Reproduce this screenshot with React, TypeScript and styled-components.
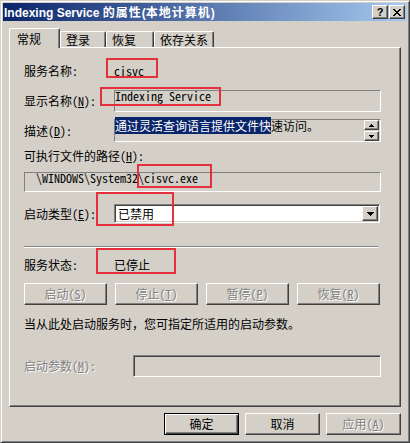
import React from "react";
import styled, { createGlobalStyle, css } from "styled-components";

const FACE = "#D4D0C8";
const SHADOW = "#808080";
const DARK = "#404040";
const HILITE = "#FFFFFF";
const GRAY_TEXT = "#808080";
const UI_FONT = `"Noto Sans Mono CJK SC", "Noto Sans CJK SC", "Liberation Mono", monospace`;

const GlobalStyle = createGlobalStyle`
  html, body { margin: 0; padding: 0; background: ${FACE}; }
  body { font-family: ${UI_FONT}; font-size: 12px; color: #000; }
`;

const Stage = styled.div`
  position: relative;
  width: 410px;
  height: 443px;
  overflow: hidden;
`;

const Window = styled.div`
  box-sizing: border-box;
  width: 410px;
  height: 443px;
  background: ${FACE};
  border: 1px solid;
  border-color: ${FACE} ${DARK} ${DARK} ${FACE};
  box-shadow: inset 1px 1px ${HILITE}, inset -1px -1px ${SHADOW};
  padding: 2px;
  display: flex;
  flex-direction: column;
`;

const TitleBar = styled.div`
  height: 18px;
  flex: none;
  display: flex;
  align-items: center;
  justify-content: space-between;
  padding: 0 2px 0 1px;
  background: linear-gradient(to right, #0a246a, #a6caf0);
`;

const TitleText = styled.div`
  color: #fff;
  font-weight: bold;
  font-size: 12px;
  line-height: 18px;
  white-space: nowrap;
`;

const TitleLatin = styled.span`
  font-family: "Liberation Sans", Arial, sans-serif;
`;

const TitleCjk = styled.span`
  font-family: "Noto Sans CJK SC", sans-serif;
  letter-spacing: 1px;
`;

const CaptionGroup = styled.div`
  display: flex;
  gap: 1px;
`;

const CaptionButton = styled.div`
  box-sizing: border-box;
  width: 16px;
  height: 14px;
  background: ${FACE};
  border: 1px solid;
  border-color: ${HILITE} ${DARK} ${DARK} ${HILITE};
  box-shadow: inset -1px -1px ${SHADOW};
  display: flex;
  align-items: center;
  justify-content: center;
  font-family: "Liberation Sans", sans-serif;
  font-weight: bold;
  font-size: 11px;
  line-height: 12px;
  color: #000;
`;

const TabStrip = styled.div`
  display: flex;
  align-items: flex-end;
  height: 19px;
  margin: 7px 6px 0 6px;
  position: relative;
  z-index: 1;
  flex: none;
`;

const Tab = styled.div<{ $active?: boolean; $w: number }>`
  box-sizing: border-box;
  width: ${(p) => p.$w}px;
  height: ${(p) => (p.$active ? 20 : 16)}px;
  margin-bottom: ${(p) => (p.$active ? -1 : 0)}px;
  background: ${FACE};
  border-top: 1px solid ${HILITE};
  border-left: 1px solid ${HILITE};
  border-right: 1px solid ${DARK};
  box-shadow: inset -1px 0 ${SHADOW};
  border-radius: 2px 2px 0 0;
  padding-left: ${(p) => (p.$active ? 7 : 5)}px;
  display: flex;
  align-items: center;
  font-size: 12px;
  line-height: 14px;
  white-space: nowrap;
`;

const Panel = styled.div`
  box-sizing: border-box;
  height: 360px;
  flex: none;
  margin: 0 6px;
  border: 1px solid;
  border-color: ${HILITE} ${DARK} ${DARK} ${HILITE};
  box-shadow: inset -1px -1px ${SHADOW};
  padding: 0 19px 0 14px;
  display: flex;
  flex-direction: column;
`;

const Row = styled.div<{ $mt: number; $h: number }>`
  display: flex;
  align-items: center;
  margin-top: ${(p) => p.$mt}px;
  height: ${(p) => p.$h}px;
  flex: none;
`;

const Label = styled.div<{ $w?: number; $disabled?: boolean }>`
  width: ${(p) => p.$w ?? 90}px;
  flex: none;
  white-space: nowrap;
  line-height: 14px;
  ${(p) =>
    p.$disabled &&
    css`
      color: ${GRAY_TEXT};
      text-shadow: 1px 1px ${HILITE};
    `}
`;

const ValueText = styled.div`
  white-space: nowrap;
  line-height: 14px;
`;

const StaticBox = styled.div<{ $pl?: number }>`
  box-sizing: border-box;
  flex: 1;
  height: 100%;
  border: 1px solid;
  border-color: ${SHADOW} ${HILITE} ${HILITE} ${SHADOW};
  display: flex;
  align-items: flex-start;
  white-space: nowrap;
  padding-left: ${(p) => p.$pl ?? 0}px;
`;

const BoxLine = styled.div`
  line-height: 14px;
  margin-top: -2px;
  flex: 1;
  white-space: nowrap;
`;

const DescLine = styled.div`
  line-height: 14px;
  margin-top: -1px;
  flex: 1;
  white-space: nowrap;
`;

const Selected = styled.span`
  background: #0a246a;
  color: #fff;
`;

const SpinColumn = styled.div`
  display: flex;
  flex-direction: column;
  gap: 1px;
  margin-right: 1px;
`;

const SmallButton = styled.div<{ $w: number; $h: number }>`
  box-sizing: border-box;
  width: ${(p) => p.$w}px;
  height: ${(p) => p.$h}px;
  background: ${FACE};
  border: 1px solid;
  border-color: ${HILITE} ${DARK} ${DARK} ${HILITE};
  box-shadow: inset -1px -1px ${SHADOW};
  display: flex;
  align-items: center;
  justify-content: center;
  flex: none;
`;

const Combo = styled.div`
  box-sizing: border-box;
  flex: none;
  width: 266px;
  height: 100%;
  background: #fff;
  border: 1px solid;
  border-color: ${SHADOW} ${HILITE} ${HILITE} ${SHADOW};
  box-shadow: inset 1px 1px ${DARK}, inset -1px -1px ${FACE};
  padding: 1px 1px 1px 3px;
  display: flex;
  align-items: center;
  justify-content: space-between;
`;

const ComboText = styled.div`
  line-height: 14px;
  white-space: nowrap;
`;

const EditBox = styled.div<{ $w: number }>`
  box-sizing: border-box;
  flex: none;
  width: ${(p) => p.$w}px;
  height: 100%;
  background: ${FACE};
  border: 1px solid;
  border-color: ${SHADOW} ${HILITE} ${HILITE} ${SHADOW};
  box-shadow: inset 1px 1px ${DARK}, inset -1px -1px ${FACE};
`;

const Separator = styled.div`
  flex: none;
  margin-top: 23px;
  margin-right: 3px;
  height: 0;
  border-top: 1px solid ${SHADOW};
  border-bottom: 1px solid ${HILITE};
`;

const ButtonRow = styled.div`
  display: flex;
  justify-content: space-between;
  margin-top: 8px;
  height: 22px;
  width: 356px;
  flex: none;
`;

const PushButton = styled.button<{ $w: number; $default?: boolean }>`
  box-sizing: border-box;
  width: ${(p) => p.$w}px;
  height: 22px;
  margin: 0;
  padding: 0;
  background: ${FACE};
  font-family: ${UI_FONT};
  font-size: 12px;
  line-height: 14px;
  color: #000;
  border: 1px solid;
  border-color: ${HILITE} ${DARK} ${DARK} ${HILITE};
  box-shadow: inset -1px -1px ${SHADOW};
  outline: none;
  white-space: nowrap;
  ${(p) =>
    p.$default &&
    css`
      border-color: #000;
      box-shadow: inset 1px 1px ${HILITE}, inset -1px -1px ${DARK},
        inset -2px -2px ${SHADOW};
    `}
  &:disabled {
    color: ${GRAY_TEXT};
    text-shadow: 1px 1px ${HILITE};
  }
`;

const InfoText = styled.div`
  margin-top: 11px;
  height: 16px;
  line-height: 16px;
  white-space: nowrap;
  flex: none;
`;

const DialogButtons = styled.div`
  display: flex;
  justify-content: flex-end;
  gap: 6px;
  margin: 6px 6px 0 6px;
  flex: none;
`;

const Annotation = styled.div<{ $x: number; $y: number; $w: number; $h: number }>`
  position: absolute;
  left: ${(p) => p.$x}px;
  top: ${(p) => p.$y}px;
  width: ${(p) => p.$w}px;
  height: ${(p) => p.$h}px;
  box-sizing: border-box;
  border: 2px solid #e2313d;
  pointer-events: none;
`;

const CloseGlyph = () => (
  <svg width="8" height="7" viewBox="0 0 8 7" shapeRendering="crispEdges">
    <path
      fill="#000"
      d="M0 0h2v1H0zM6 0h2v1H6zM1 1h2v1H1zM5 1h2v1H5zM2 2h4v1H2zM3 3h2v1H3zM2 4h4v1H2zM1 5h2v1H1zM5 5h2v1H5zM0 6h2v1H0zM6 6h2v1H6z"
    />
  </svg>
);

const DownArrow = () => (
  <svg width="7" height="4" viewBox="0 0 7 4" shapeRendering="crispEdges">
    <path fill="#000" d="M0 0h7v1H0zM1 1h5v1H1zM2 2h3v1H2zM3 3h1v1H3z" />
  </svg>
);

const TinyUp = () => (
  <svg width="5" height="3" viewBox="0 0 5 3" shapeRendering="crispEdges">
    <path fill="#000" d="M2 0h1v1H2zM1 1h3v1H1zM0 2h5v1H0z" />
  </svg>
);

const TinyDown = () => (
  <svg width="5" height="3" viewBox="0 0 5 3" shapeRendering="crispEdges">
    <path fill="#000" d="M0 0h5v1H0zM1 1h3v1H1zM2 2h1v1H2z" />
  </svg>
);

const tabs = [
  { label: "常规", w: 51, active: true },
  { label: "登录", w: 46 },
  { label: "恢复", w: 48 },
  { label: "依存关系", w: 60 },
];

const annotations = [
  { x: 106, y: 58, w: 52, h: 20 },
  { x: 100, y: 87, w: 121, h: 19 },
  { x: 137, y: 164, w: 75, h: 24 },
  { x: 96, y: 192, w: 78, h: 34 },
  { x: 96, y: 248, w: 80, h: 26 },
];

export default function App() {
  return (
    <Stage>
      <GlobalStyle />
      <Window>
        <TitleBar>
          <TitleText>
            <TitleLatin>Indexing Service </TitleLatin>
            <TitleCjk>的属性</TitleCjk>
            <TitleLatin>(</TitleLatin>
            <TitleCjk>本地计算机</TitleCjk>
            <TitleLatin>)</TitleLatin>
          </TitleText>
          <CaptionGroup>
            <CaptionButton>?</CaptionButton>
            <CaptionButton>
              <CloseGlyph />
            </CaptionButton>
          </CaptionGroup>
        </TitleBar>

        <TabStrip>
          {tabs.map((t) => (
            <Tab key={t.label} $w={t.w} $active={t.active}>
              {t.label}
            </Tab>
          ))}
        </TabStrip>

        <Panel>
          <Row $mt={13} $h={20}>
            <Label>服务名称:</Label>
            <ValueText>cisvc</ValueText>
          </Row>
          <Row $mt={9} $h={22}>
            <Label>
              显示名称(<u>N</u>):
            </Label>
            <StaticBox>
              <BoxLine>Indexing Service</BoxLine>
            </StaticBox>
          </Row>
          <Row $mt={7} $h={23}>
            <Label>
              描述(<u>D</u>):
            </Label>
            <StaticBox>
              <DescLine>
                <Selected>通过灵活查询语言提供文件快</Selected>速访问。
              </DescLine>
              <SpinColumn>
                <SmallButton $w={15} $h={10}>
                  <TinyUp />
                </SmallButton>
                <SmallButton $w={15} $h={10}>
                  <TinyDown />
                </SmallButton>
              </SpinColumn>
            </StaticBox>
          </Row>
          <Row $mt={6} $h={16}>
            <Label $w={200}>
              可执行文件的路径(<u>H</u>):
            </Label>
          </Row>
          <Row $mt={8} $h={20}>
            <StaticBox $pl={11}>
              <BoxLine>\WINDOWS\System32\cisvc.exe</BoxLine>
            </StaticBox>
          </Row>
          <Row $mt={12} $h={19}>
            <Label>
              启动类型(<u>E</u>):
            </Label>
            <Combo>
              <ComboText>已禁用</ComboText>
              <SmallButton $w={16} $h={15}>
                <DownArrow />
              </SmallButton>
            </Combo>
          </Row>
          <Separator />
          <Row $mt={7} $h={20}>
            <Label>服务状态:</Label>
            <ValueText>已停止</ValueText>
          </Row>
          <ButtonRow>
            <PushButton $w={83} disabled>
              启动(<u>S</u>)
            </PushButton>
            <PushButton $w={83} disabled>
              停止(<u>T</u>)
            </PushButton>
            <PushButton $w={83} disabled>
              暂停(<u>P</u>)
            </PushButton>
            <PushButton $w={83} disabled>
              恢复(<u>R</u>)
            </PushButton>
          </ButtonRow>
          <InfoText>当从此处启动服务时，您可指定所适用的启动参数。</InfoText>
          <Row $mt={23} $h={22}>
            <Label $w={109} $disabled>
              启动参数(<u>M</u>):
            </Label>
            <EditBox $w={248} />
          </Row>
        </Panel>

        <DialogButtons>
          <PushButton $w={75} $default>
            确定
          </PushButton>
          <PushButton $w={75}>取消</PushButton>
          <PushButton $w={75} disabled>
            应用(<u>A</u>)
          </PushButton>
        </DialogButtons>
      </Window>
      {annotations.map((a, i) => (
        <Annotation key={i} $x={a.x} $y={a.y} $w={a.w} $h={a.h} />
      ))}
    </Stage>
  );
}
----
■ What to work on ■
Transcribe exactly, with no pictures, the lines running from the first line of the material through the line holding "Sans Mono CJK".

■ Exercise solution ■
Reproduce this screenshot with React, TypeScript and styled-components.
import React from "react";
import styled, { createGlobalStyle, css } from "styled-components";

const FACE = "#D4D0C8";
const SHADOW = "#808080";
const DARK = "#404040";
const HILITE = "#FFFFFF";
const GRAY_TEXT = "#808080";
const UI_FONT = `"Noto Sans Mono CJK SC", "Noto Sans CJK SC", "Liberation Mono", monospace`;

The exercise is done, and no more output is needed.